Ksiel, who cannot believe that he is suddenly in the presence of two such bull-headed people when he had believed me to be the only one such on the planet, tries to get me to leave off. But I’m not having it. “You’re just like me!” I yell at the guy who is retreating into the aisles of shelving behind the counter. “I do this all the time to our customers! You’re just as cranky and disagreeable as me! What’s the matter with you anyway?”

For a brief the moment the guy can’t quite figure out what I’m saying, exactly, and turns on me with the beginning of a nasty expression on his face. But before he can grab that 22 oz. Stanley framing hammer off the pegboard and chuck it at me he kind of gets what I just said and starts laughing. “Take your board and get outta here!”

So there you have it: another business that rates owner satisfaction on a par with customer satisfaction. I will always go there from now on.

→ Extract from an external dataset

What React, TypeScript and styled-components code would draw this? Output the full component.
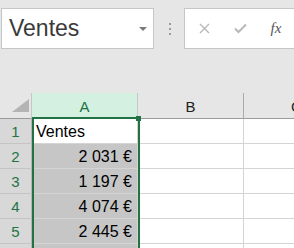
import React from 'react';
import styled, { createGlobalStyle } from 'styled-components';

const GREEN = '#217346';

const Global = createGlobalStyle`
  html, body { margin: 0; padding: 0; background: #e6e6e6; }
  body { font-family: "Liberation Sans", Arial, sans-serif; }
`;

const Root = styled.div`width: 294px; height: 248px; overflow: hidden; background: #e6e6e6; display: flex; flex-direction: column;`;
const Toolbar = styled.div`display: flex; align-items: center; height: 41px; margin-top: 8px; margin-bottom: 44px;`;
const NameBox = styled.div`
  flex-shrink: 0; box-sizing: border-box; margin-left: 1px; width: 153px; height: 41px;
  background: #fff; border: 1px solid #c6c6c6; display: flex; align-items: center;
  padding: 0 0 0 7px; font-size: 23px; color: #3a3a3a; position: relative;
`;
const Caret = styled.span`
  position: absolute; right: 6px; top: 18px; width: 0; height: 0;
  border-left: 4px solid transparent; border-right: 4px solid transparent; border-top: 4px solid #7a7a7a;
`;
const Dots = styled.div`flex-shrink: 0; display: flex; flex-direction: column; gap: 3px; margin: 0 13px 0 15px;`;
const Dot = styled.span`width: 2px; height: 2px; background: #9a9a9a;`;
const FormulaBox = styled.div`
  flex: 1; box-sizing: border-box; height: 41px; background: #fff; border: 1px solid #c6c6c6;
  border-right: none; display: flex; align-items: center; padding-left: 1px;
`;
const IconSlot = styled.div`width: 36px; flex-shrink: 0; display: flex; align-items: center; justify-content: center;`;
const Fx = styled.span`font-family: "Liberation Serif", "DejaVu Serif", serif; font-style: italic; font-size: 15px; color: #555;`;

const Sheet = styled.div`
  position: relative; display: grid;
  grid-template-columns: 32px 106px 106px 106px;
  grid-template-rows: 26px repeat(6, 25px);
`;
const Corner = styled.div`box-sizing: border-box; background: #e6e6e6; border-bottom: 1px solid #9b9b9b; border-right: 1px solid #c6c6c6; position: relative;`;
const ColHead = styled.div<{ $active?: boolean }>`
  box-sizing: border-box; display: flex; align-items: center; justify-content: center;
  font-size: 15px; padding-top: 2px;
  background: ${p => (p.$active ? '#d3f0e0' : '#e6e6e6')};
  color: ${p => (p.$active ? GREEN : '#222')};
  border-right: 1px solid ${p => (p.$active ? '#c6c6c6' : '#ababab')};
  border-bottom: 1px solid #9b9b9b;
`;
const RowHead = styled.div`
  box-sizing: border-box; display: flex; align-items: center; justify-content: center;
  font-size: 15px; color: ${GREEN}; background: #d8d8d8;
  border-bottom: 1px solid #c4c4c4; border-right: 1px solid #b5b5b5; padding-top: 1px;
`;
const Cell = styled.div<{ $fill?: string; $right?: boolean }>`
  box-sizing: border-box; display: flex; align-items: center;
  justify-content: ${p => (p.$right ? 'flex-end' : 'flex-start')};
  padding: 1px 5px 0 4px; font-size: 16px; color: #000;
  background: ${p => p.$fill || '#fff'};
  border-right: 1px solid #d4d4d4; border-bottom: 1px solid #d4d4d4; white-space: nowrap;
`;
const Selection = styled.div`
  position: absolute; left: 32px; top: 24px; width: 108px; height: 300px;
  box-sizing: border-box; border: 2px solid ${GREEN}; border-bottom: none; pointer-events: none;
`;
const Handle = styled.div`
  position: absolute; left: 136px; top: 23px; width: 5px; height: 5px; background: ${GREEN};
`;

const rows = [
  { n: '2', v: '2 031 €' },
  { n: '3', v: '1 197 €' },
  { n: '4', v: '4 074 €' },
  { n: '5', v: '2 445 €' },
  { n: '', v: '' },
];

export default function App() {
  return (
    <Root>
      <Global />
      <Toolbar>
        <NameBox>Ventes<Caret /></NameBox>
        <Dots><Dot /><Dot /><Dot /></Dots>
        <FormulaBox>
          <IconSlot>
            <svg width="11" height="11" viewBox="0 0 11 11"><path d="M1 1L10 10M10 1L1 10" stroke="#b8b8b8" strokeWidth="1.4" /></svg>
          </IconSlot>
          <IconSlot>
            <svg width="13" height="11" viewBox="0 0 13 11"><path d="M1 5.5L4.5 9L12 1.5" stroke="#b8b8b8" strokeWidth="2" fill="none" /></svg>
          </IconSlot>
          <IconSlot><Fx>fx</Fx></IconSlot>
        </FormulaBox>
      </Toolbar>
      <Sheet>
        <Corner>
          <svg width="17" height="13" viewBox="0 0 17 13" style={{ position: 'absolute', left: 12, top: 6 }}>
            <polygon points="17,0 17,13 0,13" fill="#b4b4b4" />
          </svg>
        </Corner>
        <ColHead $active>A</ColHead>
        <ColHead>B</ColHead>
        <ColHead>C</ColHead>
        <RowHead>1</RowHead>
        <Cell>Ventes</Cell>
        <Cell />
        <Cell />
        {rows.map((r, i) => (
          <React.Fragment key={i}>
            <RowHead>{r.n}</RowHead>
            <Cell $fill="#c6c6c6" $right>{r.v}</Cell>
            <Cell />
            <Cell />
          </React.Fragment>
        ))}
        <Selection />
        <Handle />
      </Sheet>
    </Root>
  );
}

On another subject, I found what is possibly a better deal than the Charumba. To wit: producer Folie a Deux’s Ménage a Trois ($7.50/btl @ Costco). Quoting the back label: “A delightful blend based on three varietals- Zinfandel, Merlot, and Cabernet.” Absolutely a delicious wine with luscious zin fruit and a bit of both backbone and mellowness from the cab and merlot. Even comes in a classy, tapered Bordeaux bottle! Wow!. As you guys like zins a lot, I think you’d like this. A steal at the price; I got a case & will do so again. Think I’m going to enter a period of drinking mainly Charumba and this little wine as my dailies. Good drinking at an average cost of six and-a-quarter per bottle. Check it out!

Hope Tom has recovered from the crud. I’m off to visit friends up north to watch (or, often as not, we end up not watching) the Stupid Bowl. Good fun will be had by all.